BEGIN Data lines
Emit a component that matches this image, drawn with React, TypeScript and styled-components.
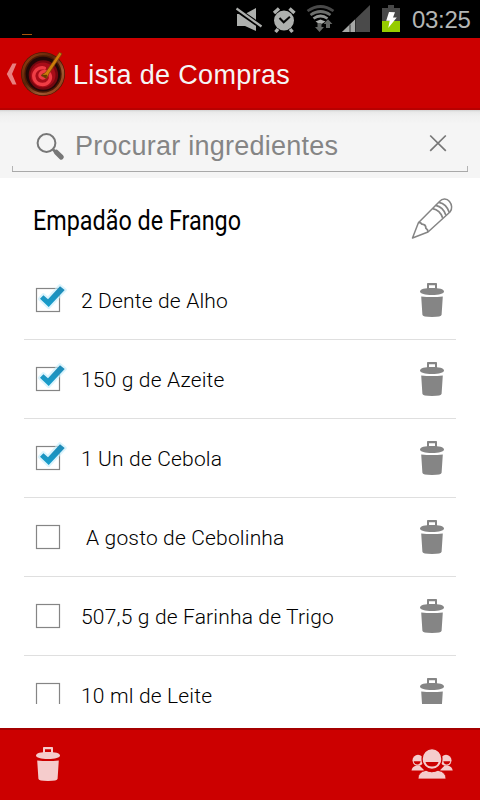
import React from "react";
import styled, { createGlobalStyle } from "styled-components";

const GlobalStyle = createGlobalStyle`
  * { box-sizing: border-box; }
  body { margin: 0; background: #fff; }
  svg { display: block; overflow: visible; flex: none; }
`;

const Screen = styled.main`
  width: 480px;
  height: 800px;
  display: flex;
  flex-direction: column;
  overflow: hidden;
  background: #fff;
  font-family: "Liberation Sans", Arial, sans-serif;
`;

const StatusBar = styled.div`
  height: 38px;
  flex: none;
  display: flex;
  background: #000;
`;

const Notification = styled.div`
  width: 10px;
  height: 1px;
  margin: 34px 0 0 22px;
  background: #a8540c;
`;

const StatusIcons = styled.div`
  margin-left: 204px;
  height: 38px;
`;

const Clock = styled.time`
  margin-left: 11px;
  line-height: 40px;
  font-size: 24px;
  letter-spacing: -0.3px;
  color: #b4b6b4;
`;

const Header = styled.header`
  height: 72px;
  flex: none;
  display: flex;
  align-items: center;
  padding-left: 5px;
  background: #cc0000;
  border-bottom: 2px solid #b80000;
`;

const Title = styled.h1`
  margin: 3px 0 0 7px;
  font-size: 27px;
  line-height: 32px;
  font-weight: 400;
  letter-spacing: 0.35px;
  color: #f5f5f5;
  white-space: nowrap;
`;

const SearchPanel = styled.div`
  height: 68px;
  flex: none;
  padding: 0 12px;
  background: linear-gradient(#d2d2d2 0, #e9e9e9 2px, #f0f0f0 6px, #f5f5f5 14px);
`;

const SearchField = styled.div`
  height: 62px;
  display: flex;
  padding: 0 21px 0 24px;
  border-bottom: 1px solid #a9a9a9;
  background:
    linear-gradient(#b4b4b4, #b4b4b4) left bottom / 1px 5px no-repeat,
    linear-gradient(#b4b4b4, #b4b4b4) right bottom / 1px 5px no-repeat;
`;

const Placeholder = styled.span`
  flex: 1;
  margin: 20px 0 0 11px;
  font-size: 27px;
  line-height: 32px;
  letter-spacing: 0.24px;
  color: #858585;
  white-space: nowrap;
`;

const ListHead = styled.div`
  height: 83px;
  flex: none;
  display: flex;
  justify-content: space-between;
  padding: 0 27px 0 33px;
`;

const RecipeName = styled.h2`
  margin: 27px 0 0;
  font: 400 27px/32px Roboto, sans-serif;
  color: #000;
  white-space: nowrap;
  transform: scaleX(0.865);
  transform-origin: left;
`;

const EditButton = styled.span`
  margin-top: 19px;
`;

const Items = styled.ul`
  height: 443px;
  flex: none;
  margin: 0 24px 24px;
  padding: 0;
  overflow: hidden;
  list-style: none;
`;

const Item = styled.li`
  height: 79px;
  display: flex;
  align-items: flex-start;
  border-bottom: 1px solid #dfdfdf;
`;

const ItemName = styled.span<{ $indent?: boolean }>`
  flex: 1;
  padding: 32px 0 0 ${(p) => (p.$indent ? 12 : 7)}px;
  font: 300 21px/16px Roboto, sans-serif;
  letter-spacing: 0.17px;
  color: #000;
  white-space: nowrap;
`;

const Footer = styled.footer`
  height: 72px;
  flex: none;
  display: flex;
  justify-content: space-between;
  padding: 17px 27px 0 36px;
  background: #cc0000;
  border-top: 2px solid #a50000;
`;

const DeleteButton = styled.span`
  margin: 22px 12px 0 0;
`;

const Trash = ({ color }: { color: string }) => (
  <svg width="24" height="35" viewBox="0 0 24 35" fill={color}>
    <path d="M7 6V0.8Q7 0 7.8 0H16.2Q17 0 17 .8V6H15V2.3H9V6Z" />
    <path d="M0 8.6C0 6 5 5 12 5s12 1 12 3.6c0 2-5 3.5-12 3.5S0 10.6 0 8.6Z" />
    <path d="M1.2 13.4Q12 14.8 22.8 13.4L21.6 31.8Q21.5 34 12 34T2.4 31.8Z" />
  </svg>
);

const tickPath = "m40 38.8 3.4-3.6 4.6 4L60 26.2l4.7 3.8-16 17Z";

const Checkbox = ({ checked }: { checked: boolean }) => (
  <svg width="50" height="78" viewBox="24 1 50 78">
    <rect x="36.5" y="28.5" width="23" height="23" fill="#fff" stroke="#858585" strokeWidth="1.2" />
    {checked && (
      <g>
        <path d={tickPath} fill="#b9e9fb" stroke="#c9effc" strokeWidth="4" strokeLinejoin="round" opacity=".65" />
        <path d={tickPath} fill="url(#tick)" />
      </g>
    )}
  </svg>
);

const Pencil = () => (
  <svg width="42" height="42" viewBox="411 197 42 42" fill="none" stroke="#858585" strokeWidth="1.5" strokeLinejoin="round">
    <path d="M412.5 238 418.4 222.8 439.5 201.5C442.5 198 447 198.5 449.5 201.5S452.5 209 450 212L428 232Z" />
    <path d="M418.4 222.8q1.6-1 3.5 1.3 4 .2 4 4.1 2.2 1.2 2.1 3.8" strokeWidth="1.8" />
    <path d="M438.8 202.3q7.7 1.4 10.5 10.2M435.7 205.4q7.5 1.7 10.2 9.8M432.7 208.7q7.3 1.5 10 9.2" strokeWidth="1.7" />
  </svg>
);

const Logo = () => (
  <svg width="61" height="48" viewBox="5 49 61 48">
    <path d="M12.5 63.5H16.5L12 74 16.5 84.5h-4L6.8 74Z" fill="#e88080" />
    <circle cx="43" cy="74" r="22" fill="#4b1904" />
    <circle cx="43" cy="74" r="20" fill="none" stroke="url(#wood)" strokeWidth="2.6" />
    <circle cx="43" cy="74" r="17.3" fill="#210807" />
    <circle cx="43.4" cy="75" r="14.7" fill="#760710" />
    <circle cx="43" cy="75" r="12.5" fill="#a80c18" />
    <path d="M44.5 77.5c-3 1.5-5.5-1-4-4 1.7-3 7.5-3 9.3.7 2.3 5-1.5 10.3-7.3 10.3-7 0-10.5-7-8-12 2-4.3 6.5-5.2 10-4.5" fill="none" stroke="#ef3d45" strokeWidth="3.3" strokeLinecap="round" />
    <path d="M59.4 52.2 62 53.8 49 73.5 46.5 78.5 41 75.5 45.5 72.5Z" fill="#ce7c09" stroke="#76410b" strokeWidth=".7" />
    <path d="m41 75 6-.3-.5 4Z" fill="#673704" />
  </svg>
);

const SystemIcons = () => (
  <svg width="165" height="38" viewBox="236 0 165 38" fill="#aeb0ae">
    <path d="M237 14h8L256 8v23l-11-5h-8Z" />
    <path d="m236 9 26 18" stroke="#000" strokeWidth="5" />
    <path d="m236.5 8.5 25 18" stroke="#aeb0ae" strokeWidth="2.2" />
    <path d="m274 13 5-4.5M294.5 13l-5-4.5M278 29l-2.5 3M290 29l2.5 3" stroke="#aeb0ae" strokeWidth="3.4" />
    <circle cx="284" cy="20.5" r="10" />
    <path d="m279.5 18 4.2 4.3 6.2-5.5" fill="none" stroke="#050505" strokeWidth="2" />
    <g fill="none" strokeWidth="2.7">
      <path d="M307.5 11q13-9 26 0" stroke="#494949" />
      <path d="M310.5 15q10-7 20 0" stroke="#6e706e" />
      <path d="M313.5 18.5q7-5 14 0" stroke="#929492" />
    </g>
    <path d="m315.5 21.5 5-2 5 2-5 3.2Z" />
    <path d="M317.5 23v4H315l4.5 5 4.5-5h-2.5v-4ZM326 28v-4h-2.4l4.4-4.8 4.4 4.8H330v4Z" fill="#656765" />
    <path d="M342 32 370 5v27Z" fill="#4a4a4a" />
    <path d="m342 32 13-12.5V32Z" fill="#a6a8a6" />
    <path d="M350 24.5V32M355.5 19v13" stroke="#303030" />
    <path d="M382 8h6V5h6v3h6v13h-18Z" fill="#484848" />
    <path d="M382 21h18v11h-18Z" fill="#96cc00" />
    <path d="m389 12 6 .2-2 5.2h3.8L388.2 28l1.5-7.3h-3.5Z" fill="#fff" />
  </svg>
);

const SearchIcon = () => (
  <svg width="28" height="61" viewBox="36 110 28 61" fill="none" stroke="#777">
    <circle cx="46.5" cy="143" r="8.9" strokeWidth="2" />
    <path d="m53 149.5 3 3" strokeWidth="2.6" />
    <path d="m56.3 152.2 5 4.9" strokeWidth="5" strokeLinecap="round" />
  </svg>
);

const ClearIcon = () => (
  <svg width="18" height="61" viewBox="429 110 18 61" stroke="#777" strokeWidth="1.7">
    <path d="m430.2 135.5 15.6 15.3M445.8 135.5l-15.6 15.3" />
  </svg>
);

const People = () => (
  <svg width="42" height="34" viewBox="411 747 42 34">
    <g fill="#f5cccc">
      <circle cx="418" cy="760.3" r="5.5" />
      <circle cx="446" cy="760.3" r="5.5" />
      <path d="M411.5 770.5q.5-4 5-5h3l5 5ZM452.7 770.5q-.5-4-5-5h-3l-5 5Z" />
      <path d="M413.7 761.2h7q-.8 3.5-3.4 3.3-3 0-3.6-3.3ZM443.3 761.2h7q-.8 3.3-3.6 3.3-2.6.2-3.4-3.3Z" fill="#c00" />
      <ellipse cx="432" cy="759" rx="9.9" ry="10.4" stroke="#c00" strokeWidth="1.3" />
      <path d="M418 779q0-7.3 8-8.6 5.5 3 12 0 8 1.3 8 8.6Z" stroke="#c00" strokeWidth=".8" />
    </g>
    <path d="M425.5 762h13q-1.2 4.5-6.5 4.5t-6.5-4.5Z" fill="#c00" />
  </svg>
);

const Gradients = () => (
  <svg width="0" height="0">
    <defs>
      <linearGradient id="tick" x1="0" y1="0" x2="0" y2="1">
        <stop offset="0" stopColor="#2189b5" />
        <stop offset="1" stopColor="#169fcd" />
      </linearGradient>
      <linearGradient id="wood" x1="0" y1="0" x2="1" y2="1">
        <stop offset="0" stopColor="#994013" />
        <stop offset=".4" stopColor="#5c2408" />
        <stop offset=".7" stopColor="#a05a34" />
        <stop offset="1" stopColor="#8a3208" />
      </linearGradient>
    </defs>
  </svg>
);

const ingredients = [
  { name: "2 Dente de Alho", checked: true },
  { name: "150 g de Azeite", checked: true },
  { name: "1 Un de Cebola", checked: true },
  { name: "A gosto de Cebolinha", checked: false, indent: true },
  { name: "507,5 g de Farinha de Trigo", checked: false },
  { name: "10 ml de Leite", checked: false },
];

export default function App() {
  return (
    <Screen>
      <GlobalStyle />
      <StatusBar>
        <Gradients />
        <Notification />
        <StatusIcons><SystemIcons /></StatusIcons>
        <Clock>03:25</Clock>
      </StatusBar>
      <Header>
        <Logo />
        <Title>Lista de Compras</Title>
      </Header>
      <SearchPanel>
        <SearchField>
          <SearchIcon />
          <Placeholder>Procurar ingredientes</Placeholder>
          <ClearIcon />
        </SearchField>
      </SearchPanel>
      <ListHead>
        <RecipeName>Empadão de Frango</RecipeName>
        <EditButton><Pencil /></EditButton>
      </ListHead>
      <Items>
        {ingredients.map((item) => (
          <Item key={item.name}>
            <Checkbox checked={item.checked} />
            <ItemName $indent={item.indent}>{item.name}</ItemName>
            <DeleteButton><Trash color="#858585" /></DeleteButton>
          </Item>
        ))}
      </Items>
      <Footer>
        <Trash color="#f5cccc" />
        <People />
      </Footer>
    </Screen>
  );
}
END Data lines
> [Task details]: Calculate how many lines of the material include the string "React", and state that number by itself.

> [Answer to this problem]: 2